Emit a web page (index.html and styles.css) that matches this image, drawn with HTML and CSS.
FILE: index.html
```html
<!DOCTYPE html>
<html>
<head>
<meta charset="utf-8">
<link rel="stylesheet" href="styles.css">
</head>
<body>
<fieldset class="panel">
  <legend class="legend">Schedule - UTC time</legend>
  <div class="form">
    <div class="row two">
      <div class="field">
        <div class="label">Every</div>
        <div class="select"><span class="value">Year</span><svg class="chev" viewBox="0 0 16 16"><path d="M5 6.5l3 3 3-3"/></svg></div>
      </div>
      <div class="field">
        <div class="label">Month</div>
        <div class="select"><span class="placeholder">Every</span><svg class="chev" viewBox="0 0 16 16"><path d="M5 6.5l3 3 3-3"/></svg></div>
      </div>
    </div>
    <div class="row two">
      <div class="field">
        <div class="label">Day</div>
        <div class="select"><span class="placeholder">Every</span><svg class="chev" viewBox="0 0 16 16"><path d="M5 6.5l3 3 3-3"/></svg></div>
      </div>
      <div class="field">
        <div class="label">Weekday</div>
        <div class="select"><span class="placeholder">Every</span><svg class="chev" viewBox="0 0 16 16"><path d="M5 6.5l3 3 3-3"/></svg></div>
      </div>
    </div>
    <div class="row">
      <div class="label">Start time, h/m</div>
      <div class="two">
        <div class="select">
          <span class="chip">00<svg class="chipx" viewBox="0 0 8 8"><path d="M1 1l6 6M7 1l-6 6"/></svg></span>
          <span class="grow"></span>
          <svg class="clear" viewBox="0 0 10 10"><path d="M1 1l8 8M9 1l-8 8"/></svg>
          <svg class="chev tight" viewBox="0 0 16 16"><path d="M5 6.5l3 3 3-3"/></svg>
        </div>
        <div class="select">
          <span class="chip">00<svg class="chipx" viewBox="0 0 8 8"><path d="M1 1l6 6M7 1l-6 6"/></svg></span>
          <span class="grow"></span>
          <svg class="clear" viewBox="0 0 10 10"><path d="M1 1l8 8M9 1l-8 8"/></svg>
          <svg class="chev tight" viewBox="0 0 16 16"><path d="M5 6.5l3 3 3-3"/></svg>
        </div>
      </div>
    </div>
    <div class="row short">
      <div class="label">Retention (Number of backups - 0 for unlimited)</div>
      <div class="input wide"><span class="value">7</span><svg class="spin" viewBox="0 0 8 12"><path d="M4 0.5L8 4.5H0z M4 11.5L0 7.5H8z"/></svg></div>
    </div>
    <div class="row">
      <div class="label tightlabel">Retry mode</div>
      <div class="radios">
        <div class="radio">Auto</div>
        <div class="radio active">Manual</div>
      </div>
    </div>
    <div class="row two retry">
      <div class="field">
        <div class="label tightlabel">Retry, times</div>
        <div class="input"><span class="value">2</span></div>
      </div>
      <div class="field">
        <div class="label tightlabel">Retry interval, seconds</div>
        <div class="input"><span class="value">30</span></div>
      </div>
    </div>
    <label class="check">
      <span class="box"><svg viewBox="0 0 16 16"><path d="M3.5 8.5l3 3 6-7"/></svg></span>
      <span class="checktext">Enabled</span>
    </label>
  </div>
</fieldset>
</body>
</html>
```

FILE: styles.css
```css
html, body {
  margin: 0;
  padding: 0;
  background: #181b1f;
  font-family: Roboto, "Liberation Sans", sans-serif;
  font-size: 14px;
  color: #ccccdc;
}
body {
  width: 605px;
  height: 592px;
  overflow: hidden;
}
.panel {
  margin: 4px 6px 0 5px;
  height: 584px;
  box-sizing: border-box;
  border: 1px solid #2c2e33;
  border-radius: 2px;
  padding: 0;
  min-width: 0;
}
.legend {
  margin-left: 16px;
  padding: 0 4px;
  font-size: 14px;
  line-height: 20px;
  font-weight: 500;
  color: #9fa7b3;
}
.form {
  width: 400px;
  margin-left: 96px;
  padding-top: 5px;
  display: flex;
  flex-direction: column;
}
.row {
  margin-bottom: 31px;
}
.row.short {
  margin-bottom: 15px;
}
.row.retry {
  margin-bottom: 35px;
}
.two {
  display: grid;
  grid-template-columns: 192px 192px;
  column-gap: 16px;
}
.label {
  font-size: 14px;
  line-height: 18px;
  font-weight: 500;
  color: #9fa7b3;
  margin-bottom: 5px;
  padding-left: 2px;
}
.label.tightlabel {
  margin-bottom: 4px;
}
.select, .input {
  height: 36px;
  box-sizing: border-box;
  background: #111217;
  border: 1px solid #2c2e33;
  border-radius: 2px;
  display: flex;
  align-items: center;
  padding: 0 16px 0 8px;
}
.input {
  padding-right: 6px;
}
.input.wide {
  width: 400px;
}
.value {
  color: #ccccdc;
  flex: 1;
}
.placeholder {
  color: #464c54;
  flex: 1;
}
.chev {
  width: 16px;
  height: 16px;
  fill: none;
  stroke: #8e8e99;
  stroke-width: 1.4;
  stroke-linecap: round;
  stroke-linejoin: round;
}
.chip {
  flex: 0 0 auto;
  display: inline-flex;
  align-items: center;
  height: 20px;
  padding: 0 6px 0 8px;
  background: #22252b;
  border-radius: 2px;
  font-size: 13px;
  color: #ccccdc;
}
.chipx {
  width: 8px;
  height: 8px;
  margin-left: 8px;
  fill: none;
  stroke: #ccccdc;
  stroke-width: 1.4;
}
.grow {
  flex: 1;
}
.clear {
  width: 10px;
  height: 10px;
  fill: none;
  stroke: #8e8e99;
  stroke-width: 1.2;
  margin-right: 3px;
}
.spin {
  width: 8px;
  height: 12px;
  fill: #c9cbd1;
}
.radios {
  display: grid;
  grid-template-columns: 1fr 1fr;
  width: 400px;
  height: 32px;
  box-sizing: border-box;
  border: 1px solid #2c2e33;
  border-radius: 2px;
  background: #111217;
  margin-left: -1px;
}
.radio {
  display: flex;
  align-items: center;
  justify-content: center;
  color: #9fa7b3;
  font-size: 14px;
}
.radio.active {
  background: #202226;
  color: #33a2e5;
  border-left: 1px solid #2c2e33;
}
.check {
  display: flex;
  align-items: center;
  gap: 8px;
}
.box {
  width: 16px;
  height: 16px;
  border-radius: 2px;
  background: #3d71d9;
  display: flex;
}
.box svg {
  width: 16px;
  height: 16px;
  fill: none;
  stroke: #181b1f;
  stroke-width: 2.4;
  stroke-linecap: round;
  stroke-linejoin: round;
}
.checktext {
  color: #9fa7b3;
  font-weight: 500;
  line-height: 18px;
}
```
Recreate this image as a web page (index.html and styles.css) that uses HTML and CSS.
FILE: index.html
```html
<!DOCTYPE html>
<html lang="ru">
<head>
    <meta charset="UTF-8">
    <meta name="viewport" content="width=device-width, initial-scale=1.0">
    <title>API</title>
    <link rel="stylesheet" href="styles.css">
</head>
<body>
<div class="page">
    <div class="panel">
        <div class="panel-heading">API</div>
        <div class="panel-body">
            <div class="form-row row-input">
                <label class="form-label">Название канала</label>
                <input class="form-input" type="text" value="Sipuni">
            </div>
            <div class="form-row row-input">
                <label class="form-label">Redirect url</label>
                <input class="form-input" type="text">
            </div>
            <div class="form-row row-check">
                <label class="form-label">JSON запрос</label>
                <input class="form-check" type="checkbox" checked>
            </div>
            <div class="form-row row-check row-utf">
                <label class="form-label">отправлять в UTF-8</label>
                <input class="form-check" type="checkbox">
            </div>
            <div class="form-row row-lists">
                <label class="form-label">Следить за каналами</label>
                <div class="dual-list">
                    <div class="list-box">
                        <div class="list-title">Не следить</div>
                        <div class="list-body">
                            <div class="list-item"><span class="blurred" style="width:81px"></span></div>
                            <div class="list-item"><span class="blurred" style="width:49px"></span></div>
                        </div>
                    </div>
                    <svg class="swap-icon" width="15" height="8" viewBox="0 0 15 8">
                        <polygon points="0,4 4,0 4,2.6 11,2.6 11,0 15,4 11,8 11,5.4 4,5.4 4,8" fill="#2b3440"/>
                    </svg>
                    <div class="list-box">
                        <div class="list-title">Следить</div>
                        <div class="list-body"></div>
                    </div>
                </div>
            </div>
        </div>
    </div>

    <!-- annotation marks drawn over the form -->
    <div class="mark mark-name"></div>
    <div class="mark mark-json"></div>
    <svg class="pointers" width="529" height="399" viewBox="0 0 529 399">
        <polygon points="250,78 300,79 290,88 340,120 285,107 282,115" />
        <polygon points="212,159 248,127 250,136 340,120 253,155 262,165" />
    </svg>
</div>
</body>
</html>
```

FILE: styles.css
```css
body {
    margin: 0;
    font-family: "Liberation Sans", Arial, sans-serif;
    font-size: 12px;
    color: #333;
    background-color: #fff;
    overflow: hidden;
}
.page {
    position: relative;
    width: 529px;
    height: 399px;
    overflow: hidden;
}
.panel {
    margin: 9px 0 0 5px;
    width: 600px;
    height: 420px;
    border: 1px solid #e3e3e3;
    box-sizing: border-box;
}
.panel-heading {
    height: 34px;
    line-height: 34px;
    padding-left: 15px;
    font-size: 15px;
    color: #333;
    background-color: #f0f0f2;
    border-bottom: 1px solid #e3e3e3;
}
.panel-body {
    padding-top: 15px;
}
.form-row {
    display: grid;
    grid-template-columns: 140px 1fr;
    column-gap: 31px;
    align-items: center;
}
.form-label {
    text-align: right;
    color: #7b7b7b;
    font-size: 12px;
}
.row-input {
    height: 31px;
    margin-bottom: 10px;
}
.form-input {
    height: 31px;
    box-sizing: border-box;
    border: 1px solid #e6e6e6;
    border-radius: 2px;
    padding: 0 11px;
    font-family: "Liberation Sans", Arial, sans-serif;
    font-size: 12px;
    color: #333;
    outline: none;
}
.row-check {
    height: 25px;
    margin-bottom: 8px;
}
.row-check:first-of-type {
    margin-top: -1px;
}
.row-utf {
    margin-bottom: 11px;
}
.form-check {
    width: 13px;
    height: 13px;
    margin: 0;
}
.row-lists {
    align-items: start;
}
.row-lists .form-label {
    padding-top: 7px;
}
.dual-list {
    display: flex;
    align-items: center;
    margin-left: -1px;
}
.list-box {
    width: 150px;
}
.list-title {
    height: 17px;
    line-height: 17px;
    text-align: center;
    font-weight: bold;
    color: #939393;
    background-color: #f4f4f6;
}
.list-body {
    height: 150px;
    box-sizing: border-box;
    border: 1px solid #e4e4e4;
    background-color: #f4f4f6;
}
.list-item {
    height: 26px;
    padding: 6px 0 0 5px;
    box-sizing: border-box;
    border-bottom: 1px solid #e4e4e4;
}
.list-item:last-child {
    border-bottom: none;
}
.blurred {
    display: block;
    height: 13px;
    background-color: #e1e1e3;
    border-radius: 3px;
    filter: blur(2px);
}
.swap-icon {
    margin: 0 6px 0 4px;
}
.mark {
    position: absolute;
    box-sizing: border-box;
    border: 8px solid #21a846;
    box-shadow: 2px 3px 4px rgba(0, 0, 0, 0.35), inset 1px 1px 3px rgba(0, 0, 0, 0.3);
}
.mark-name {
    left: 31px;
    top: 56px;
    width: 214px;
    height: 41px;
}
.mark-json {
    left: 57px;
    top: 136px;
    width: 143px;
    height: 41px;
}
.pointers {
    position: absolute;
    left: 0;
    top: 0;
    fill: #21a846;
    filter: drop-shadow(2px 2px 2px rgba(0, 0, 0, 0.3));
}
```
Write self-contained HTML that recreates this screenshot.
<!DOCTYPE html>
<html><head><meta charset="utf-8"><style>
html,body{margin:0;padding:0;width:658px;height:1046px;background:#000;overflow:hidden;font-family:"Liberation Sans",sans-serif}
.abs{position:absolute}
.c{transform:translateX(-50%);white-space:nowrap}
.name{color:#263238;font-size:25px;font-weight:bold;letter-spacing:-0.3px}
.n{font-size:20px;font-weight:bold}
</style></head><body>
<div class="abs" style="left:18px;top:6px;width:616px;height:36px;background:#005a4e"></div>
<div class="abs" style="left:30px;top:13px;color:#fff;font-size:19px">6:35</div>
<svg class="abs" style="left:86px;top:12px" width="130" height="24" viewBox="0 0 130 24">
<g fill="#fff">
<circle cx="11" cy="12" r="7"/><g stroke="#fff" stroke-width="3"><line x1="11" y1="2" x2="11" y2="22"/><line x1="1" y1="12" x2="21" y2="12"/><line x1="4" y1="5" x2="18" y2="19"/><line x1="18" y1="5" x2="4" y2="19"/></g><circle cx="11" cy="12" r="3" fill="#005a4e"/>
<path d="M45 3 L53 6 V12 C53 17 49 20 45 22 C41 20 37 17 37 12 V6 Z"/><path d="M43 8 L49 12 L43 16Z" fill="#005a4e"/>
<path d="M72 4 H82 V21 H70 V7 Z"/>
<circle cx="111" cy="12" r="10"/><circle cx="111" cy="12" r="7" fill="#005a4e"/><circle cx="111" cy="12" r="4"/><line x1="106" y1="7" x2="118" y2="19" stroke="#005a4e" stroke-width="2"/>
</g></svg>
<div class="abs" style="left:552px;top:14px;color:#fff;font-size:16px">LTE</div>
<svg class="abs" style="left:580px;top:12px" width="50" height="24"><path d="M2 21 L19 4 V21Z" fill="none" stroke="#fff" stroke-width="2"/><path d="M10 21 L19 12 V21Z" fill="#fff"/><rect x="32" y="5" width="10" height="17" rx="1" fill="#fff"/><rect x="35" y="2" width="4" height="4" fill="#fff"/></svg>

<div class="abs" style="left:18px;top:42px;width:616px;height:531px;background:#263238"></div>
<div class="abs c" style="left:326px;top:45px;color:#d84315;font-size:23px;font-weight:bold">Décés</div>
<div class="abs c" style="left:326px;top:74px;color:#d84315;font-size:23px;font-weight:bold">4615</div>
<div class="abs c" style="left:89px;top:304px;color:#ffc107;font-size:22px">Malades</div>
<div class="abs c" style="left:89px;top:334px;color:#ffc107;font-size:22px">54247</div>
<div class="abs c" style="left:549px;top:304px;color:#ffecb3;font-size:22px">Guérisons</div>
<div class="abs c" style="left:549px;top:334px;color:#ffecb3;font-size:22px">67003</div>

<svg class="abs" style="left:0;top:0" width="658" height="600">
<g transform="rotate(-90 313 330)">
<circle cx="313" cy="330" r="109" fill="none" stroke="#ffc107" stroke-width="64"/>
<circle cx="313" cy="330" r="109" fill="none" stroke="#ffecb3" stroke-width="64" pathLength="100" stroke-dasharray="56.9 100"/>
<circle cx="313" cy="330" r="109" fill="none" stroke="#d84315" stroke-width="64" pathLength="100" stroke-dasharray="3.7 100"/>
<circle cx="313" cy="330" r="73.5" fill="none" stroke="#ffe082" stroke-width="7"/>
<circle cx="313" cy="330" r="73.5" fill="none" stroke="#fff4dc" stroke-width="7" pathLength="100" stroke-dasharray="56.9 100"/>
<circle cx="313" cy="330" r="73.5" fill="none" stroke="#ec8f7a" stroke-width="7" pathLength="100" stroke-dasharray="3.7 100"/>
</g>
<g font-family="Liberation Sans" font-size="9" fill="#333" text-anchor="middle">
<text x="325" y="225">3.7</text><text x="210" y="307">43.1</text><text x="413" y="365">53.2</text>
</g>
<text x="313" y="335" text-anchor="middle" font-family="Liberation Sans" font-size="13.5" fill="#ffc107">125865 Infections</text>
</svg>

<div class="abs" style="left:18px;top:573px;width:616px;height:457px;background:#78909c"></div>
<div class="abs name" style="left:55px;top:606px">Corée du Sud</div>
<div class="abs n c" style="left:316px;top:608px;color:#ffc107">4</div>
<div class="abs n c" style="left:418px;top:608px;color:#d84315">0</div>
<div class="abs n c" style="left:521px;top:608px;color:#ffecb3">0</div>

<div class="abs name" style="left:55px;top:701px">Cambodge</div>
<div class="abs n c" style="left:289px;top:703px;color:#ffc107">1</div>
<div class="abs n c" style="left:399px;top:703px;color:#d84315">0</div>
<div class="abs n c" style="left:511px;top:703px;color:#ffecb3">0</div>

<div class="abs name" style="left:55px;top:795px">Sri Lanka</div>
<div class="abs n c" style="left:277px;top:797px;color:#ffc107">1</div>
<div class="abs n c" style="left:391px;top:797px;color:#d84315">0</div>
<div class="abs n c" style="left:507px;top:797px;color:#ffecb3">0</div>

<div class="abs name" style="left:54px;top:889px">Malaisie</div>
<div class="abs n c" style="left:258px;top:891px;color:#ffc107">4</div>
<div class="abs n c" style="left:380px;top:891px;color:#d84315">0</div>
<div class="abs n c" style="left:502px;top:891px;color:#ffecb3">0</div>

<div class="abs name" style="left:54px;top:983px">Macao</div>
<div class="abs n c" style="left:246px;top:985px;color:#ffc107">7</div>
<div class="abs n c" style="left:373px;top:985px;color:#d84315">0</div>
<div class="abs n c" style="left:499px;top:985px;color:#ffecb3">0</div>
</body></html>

=== Task details ===
Out of the material above, gather each line where "styles" appears.

=== Reply ===
Emit a web page (index.html and styles.css) that matches this image, drawn with HTML and CSS.
<link rel="stylesheet" href="styles.css">
FILE: styles.css
Recreate this image as a web page (index.html and styles.css) that uses HTML and CSS.
    <link rel="stylesheet" href="styles.css">
FILE: styles.css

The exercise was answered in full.